Other Negative Elements
In order to get a higher conviction rate, Linda pads her cases with prior convictions—a technique she uses to send Candy to prison for 17 years. One of Josh's friends cheated on his bar examination, and Linda uses that information to keep him from telling Josh about her unethical behavior after it's uncovered.
Madea drives, even though her license has been suspended for 38 years. She mentions flatulence. Racist remarks pop up as well.
Jesus tells us to turn the other cheek. Madea tells us we only have two cheeks. After those get slapped, it's time to start whuppin'. That philosophy goes a long way toward explaining Madea Goes to Jail.
On one hand, we have Tyler Perry's messages: Faith matters. Forgiveness is important. Take responsibility for your own life.
On the other, we have Perry's mode: Madea.
OK, Madea's a comical character. I get it. We're not supposed to take her seriously. Her outlandish exploits are intended as vaudeville interlude, over-the-top slapstick designed to give viewers a break from the otherwise serious story Perry wants to tell.
And yet, in a way, we're asked to embrace Madea. Even to admire her. She represents, on some level, what we all wish we could do to the driver who takes our parking spot. She's the human id unleashed, full of anger and vengeance and snappy one-liners.

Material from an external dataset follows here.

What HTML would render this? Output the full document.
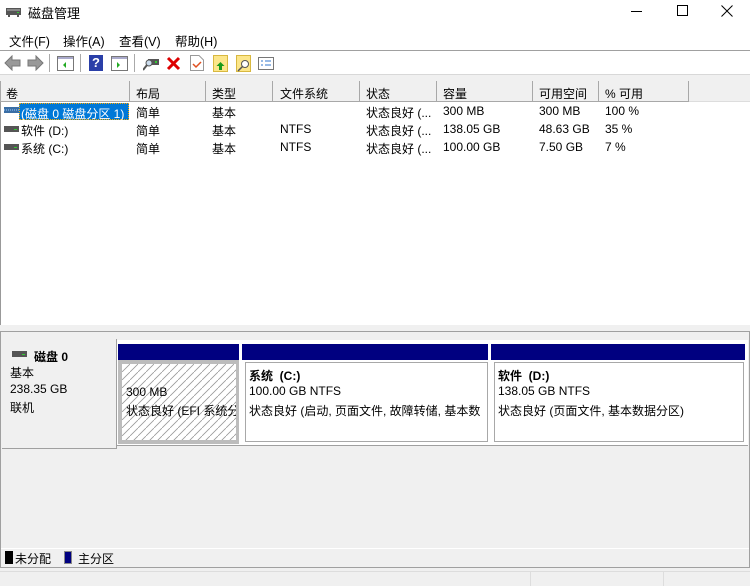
<!DOCTYPE html>
<html><head><meta charset="utf-8"><style>
*{margin:0;padding:0;box-sizing:border-box}
body{width:750px;height:586px;overflow:hidden;background:#f0f0f0;font-family:"Liberation Sans","Microsoft YaHei","Noto Sans CJK SC",sans-serif;font-size:12px;color:#000;position:relative}
.a{position:absolute}
.t{white-space:nowrap}
</style></head><body>
<!-- title bar -->
<div class="a" style="left:0;top:0;width:750px;height:50px;background:#fff"></div>
<svg class="a" style="left:6px;top:5px" width="16" height="12"><rect x="0" y="3" width="15" height="7" fill="#555"/><rect x="1" y="4" width="13" height="2" fill="#888"/><rect x="11" y="7" width="2" height="1" fill="#3c3"/><rect x="2" y="10" width="2" height="2" fill="#555"/><rect x="11" y="10" width="2" height="2" fill="#555"/></svg>
<div class="a t" style="left:28px;top:3px;font-size:13px">磁盘管理</div>
<div class="a" style="left:631px;top:11px;width:11px;height:1px;background:#000"></div>
<div class="a" style="left:677px;top:5px;width:11px;height:11px;border:1px solid #000"></div>
<svg class="a" style="left:721px;top:5px" width="12" height="12"><path d="M0.5 0.5L11.5 11.5M11.5 0.5L0.5 11.5" stroke="#000" stroke-width="1"/></svg>
<div class="a t" style="left:9px;top:31px;font-size:12.5px">文件(F)</div>
<div class="a t" style="left:63px;top:31px;font-size:12.5px">操作(A)</div>
<div class="a t" style="left:119px;top:31px;font-size:12.5px">查看(V)</div>
<div class="a t" style="left:175px;top:31px;font-size:12.5px">帮助(H)</div>
<div class="a" style="left:0;top:50px;width:750px;height:1px;background:#a0a0a0"></div>
<!-- toolbar -->
<div class="a" style="left:0;top:51px;width:750px;height:23px;background:#fff"></div>
<div class="a" style="left:0;top:74px;width:750px;height:1px;background:#d8d8d8"></div>
<svg class="a" style="left:4px;top:55px" width="40" height="16"><path d="M1 8L8 1V5H16V11H8V15Z" fill="#999" stroke="#777"/><path d="M39 8L32 1V5H24V11H32V15Z" fill="#999" stroke="#777"/></svg>
<div class="a" style="left:49px;top:54px;width:1px;height:18px;background:#aaa"></div>
<svg class="a" style="left:57px;top:56px" width="17" height="15"><rect x="0.5" y="0.5" width="16" height="14" fill="#fff" stroke="#777"/><rect x="1" y="1" width="15" height="2" fill="#aac"/><path d="M9 6v6l-3-3z" fill="#2a2"/></svg>
<div class="a" style="left:80px;top:54px;width:1px;height:18px;background:#aaa"></div>
<div class="a t" style="left:89px;top:55px;width:14px;height:16px;background:#2a3fa8;color:#fff;font-weight:bold;font-size:13px;text-align:center;line-height:16px">?</div>
<svg class="a" style="left:111px;top:56px" width="17" height="15"><rect x="0.5" y="0.5" width="16" height="14" fill="#fff" stroke="#777"/><rect x="1" y="1" width="15" height="2" fill="#aac"/><path d="M6 6v6l3-3z" fill="#2a2"/></svg>
<div class="a" style="left:134px;top:54px;width:1px;height:18px;background:#aaa"></div>
<svg class="a" style="left:143px;top:57px" width="17" height="14"><rect x="5" y="2" width="11" height="6" fill="#555"/><rect x="12" y="4" width="2" height="2" fill="#3c3"/><circle cx="6" cy="6" r="3" fill="#cde" stroke="#555"/><path d="M4 8L0 13" stroke="#555" stroke-width="2"/></svg>
<svg class="a" style="left:166px;top:56px" width="15" height="15"><path d="M2 2L13 13M13 2L2 13" stroke="#d00" stroke-width="3"/></svg>
<svg class="a" style="left:190px;top:55px" width="14" height="16"><path d="M0.5 0.5H9L13.5 5V15.5H0.5Z" fill="#fff" stroke="#999"/><path d="M3 9l3 3 5-5" stroke="#e05020" fill="none" stroke-width="1.5"/></svg>
<svg class="a" style="left:213px;top:55px" width="15" height="17"><rect x="0.5" y="0.5" width="14" height="16" fill="#fce68a" stroke="#d8b840"/><path d="M7.5 7l-4 4h2.5v4h3v-4h2.5z" fill="#1a9a1a"/></svg>
<svg class="a" style="left:236px;top:55px" width="15" height="17"><rect x="0.5" y="0.5" width="14" height="16" fill="#fce68a" stroke="#d8b840"/><circle cx="9" cy="9" r="3.5" fill="#fff" stroke="#555"/><path d="M6.5 11.5L2 16" stroke="#555" stroke-width="1.5"/></svg>
<svg class="a" style="left:258px;top:57px" width="16" height="13"><rect x="0.5" y="0.5" width="15" height="12" fill="#fff" stroke="#777"/><path d="M3 4h2M3 8h2M7 4h6M7 8h6" stroke="#37c"/></svg>
<!-- list -->
<div class="a" style="left:0;top:81px;width:750px;height:244px;background:#fff;border-left:1px solid #999"></div>
<div class="a" style="left:0;top:81px;width:750px;height:21px;background:#f0f0f0;border-bottom:1px solid #ddd"></div>
<div class="a" style="left:0;top:81px;width:750px;height:21px">
<div class="a" style="left:0;top:0;width:130px;height:21px;border:1px solid #a8a8a8;border-top:0;background:#f0f0f0"></div>
<div class="a" style="left:130px;top:0;width:76px;height:21px;border:1px solid #a8a8a8;border-top:0;border-left:0"></div>
<div class="a" style="left:206px;top:0;width:67px;height:21px;border:1px solid #a8a8a8;border-top:0;border-left:0"></div>
<div class="a" style="left:273px;top:0;width:87px;height:21px;border:1px solid #a8a8a8;border-top:0;border-left:0"></div>
<div class="a" style="left:360px;top:0;width:77px;height:21px;border:1px solid #a8a8a8;border-top:0;border-left:0"></div>
<div class="a" style="left:437px;top:0;width:96px;height:21px;border:1px solid #a8a8a8;border-top:0;border-left:0"></div>
<div class="a" style="left:533px;top:0;width:66px;height:21px;border:1px solid #a8a8a8;border-top:0;border-left:0"></div>
<div class="a" style="left:599px;top:0;width:90px;height:21px;border:1px solid #a8a8a8;border-top:0;border-left:0"></div>
</div>
<div class="a t" style="left:6px;top:85px">卷</div>
<div class="a t" style="left:136px;top:85px">布局</div>
<div class="a t" style="left:212px;top:85px">类型</div>
<div class="a t" style="left:280px;top:85px">文件系统</div>
<div class="a t" style="left:366px;top:85px">状态</div>
<div class="a t" style="left:443px;top:85px">容量</div>
<div class="a t" style="left:539px;top:85px">可用空间</div>
<div class="a t" style="left:605px;top:85px">% 可用</div>
<!-- rows -->
<svg class="a" style="left:4px;top:107px" width="15" height="6"><rect width="15" height="6" fill="#3a6ea5"/><path d="M0 3h15" stroke="#9cf" stroke-dasharray="1 1"/></svg>
<div class="a t" style="left:19px;top:103px;width:110px;height:17px;background:#0078d7;color:#fff;border:1px dotted #fa0;padding:1px 0 0 1px">(磁盘 0 磁盘分区 1)</div>
<div class="a t" style="left:136px;top:104px">简单</div><div class="a t" style="left:212px;top:104px">基本</div>
<div class="a t" style="left:366px;top:104px">状态良好 (...</div><div class="a t" style="left:443px;top:104px">300 MB</div><div class="a t" style="left:539px;top:104px">300 MB</div><div class="a t" style="left:605px;top:104px">100 %</div>
<svg class="a" style="left:4px;top:126px" width="15" height="6"><rect width="15" height="6" fill="#555"/><rect x="10" y="3" width="3" height="1" fill="#3c3"/></svg>
<div class="a t" style="left:21px;top:122px">软件 (D:)</div>
<div class="a t" style="left:136px;top:122px">简单</div><div class="a t" style="left:212px;top:122px">基本</div><div class="a t" style="left:280px;top:122px">NTFS</div>
<div class="a t" style="left:366px;top:122px">状态良好 (...</div><div class="a t" style="left:443px;top:122px">138.05 GB</div><div class="a t" style="left:539px;top:122px">48.63 GB</div><div class="a t" style="left:605px;top:122px">35 %</div>
<svg class="a" style="left:4px;top:144px" width="15" height="6"><rect width="15" height="6" fill="#555"/><rect x="10" y="3" width="3" height="1" fill="#3c3"/></svg>
<div class="a t" style="left:21px;top:140px">系统 (C:)</div>
<div class="a t" style="left:136px;top:140px">简单</div><div class="a t" style="left:212px;top:140px">基本</div><div class="a t" style="left:280px;top:140px">NTFS</div>
<div class="a t" style="left:366px;top:140px">状态良好 (...</div><div class="a t" style="left:443px;top:140px">100.00 GB</div><div class="a t" style="left:539px;top:140px">7.50 GB</div><div class="a t" style="left:605px;top:140px">7 %</div>
<!-- splitter -->
<div class="a" style="left:0;top:331px;width:750px;height:1px;background:#a0a0a0"></div>
<div class="a" style="left:0;top:332px;width:1px;height:236px;background:#a0a0a0"></div>
<div class="a" style="left:749px;top:332px;width:1px;height:236px;background:#a0a0a0"></div>
<!-- disk label -->
<div class="a" style="left:2px;top:339px;width:115px;height:110px;background:#f0f0f0;border-right:1px solid #a0a0a0;border-bottom:1px solid #a0a0a0"></div>
<svg class="a" style="left:12px;top:351px" width="15" height="6"><rect width="15" height="6" fill="#555"/><rect x="10" y="3" width="3" height="1" fill="#3c3"/></svg>
<div class="a t" style="left:34px;top:348px;font-weight:bold">磁盘 0</div>
<div class="a t" style="left:10px;top:364px">基本</div>
<div class="a t" style="left:10px;top:382px">238.35 GB</div>
<div class="a t" style="left:10px;top:399px">联机</div>
<!-- partitions -->
<div class="a" style="left:117px;top:340px;width:631px;height:106px;background:#fff;border-bottom:1px solid #a0a0a0"></div>
<div class="a" style="left:118px;top:344px;width:121px;height:16px;background:#000080"></div>
<div class="a" style="left:242px;top:344px;width:246px;height:16px;background:#000080"></div>
<div class="a" style="left:491px;top:344px;width:254px;height:16px;background:#000080"></div>
<div class="a" style="left:118px;top:360px;width:121px;height:84px;background:#bcbcbc"></div>
<svg class="a" style="left:122px;top:364px" width="114" height="76"><defs><pattern id="h" width="8" height="8" patternUnits="userSpaceOnUse"><path d="M0 8L8 0" stroke="#999" stroke-width="0.8"/></pattern></defs><rect width="114" height="76" fill="#fff"/><rect width="114" height="76" fill="url(#h)"/></svg>
<div class="a t" style="left:126px;top:385px;background:transparent">300 MB</div>
<div class="a t" style="left:126px;top:402px;width:110px;overflow:hidden">状态良好 (EFI 系统分</div>
<div class="a" style="left:245px;top:362px;width:243px;height:80px;border:1px solid #a8a8a8;background:#fff"></div>
<div class="a" style="left:494px;top:362px;width:250px;height:80px;border:1px solid #a8a8a8;background:#fff"></div>
<div class="a t" style="left:249px;top:367px;font-weight:bold">系统&nbsp; (C:)</div>
<div class="a t" style="left:249px;top:384px">100.00 GB NTFS</div>
<div class="a t" style="left:249px;top:402px;width:236px;overflow:hidden">状态良好 (启动, 页面文件, 故障转储, 基本数</div>
<div class="a t" style="left:498px;top:367px;font-weight:bold">软件&nbsp; (D:)</div>
<div class="a t" style="left:498px;top:384px">138.05 GB NTFS</div>
<div class="a t" style="left:498px;top:402px">状态良好 (页面文件, 基本数据分区)</div>
<!-- legend -->
<div class="a" style="left:1px;top:548px;width:748px;height:1px;background:#fff"></div>
<div class="a" style="left:0;top:567px;width:750px;height:1px;background:#a0a0a0"></div>
<div class="a" style="left:5px;top:551px;width:8px;height:13px;background:#000"></div>
<div class="a t" style="left:15px;top:550px">未分配</div>
<div class="a" style="left:64px;top:551px;width:8px;height:13px;background:#000080;border:1px solid #888"></div>
<div class="a t" style="left:78px;top:550px">主分区</div>
<div class="a" style="left:0;top:571px;width:750px;height:1px;background:#ddd"></div>
<div class="a" style="left:530px;top:572px;width:1px;height:14px;background:#ddd"></div>
<div class="a" style="left:663px;top:572px;width:1px;height:14px;background:#ddd"></div>
</body></html>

Madea does reinforce the idea that we should take responsibility for our choices. Yet at the end of the film, despite a rap sheet as long as the Nile, she's released from prison. Why? Because Linda's unethical prosecution lets her off the hook. After all, a 5- to 10-year prison sentence would mean an end to Madea's movie franchise, right? Of course she gets out.
So Madea exits the big house unbowed, unrepentant and as obnoxious as ever. I've mentioned that she sometimes serves as built-in spiritual foil. But more often, just as in the other Madea movies, Perry's would-be protagonist becomes a walking rebuff of the serious and significant messages the director apparently hopes to deliver.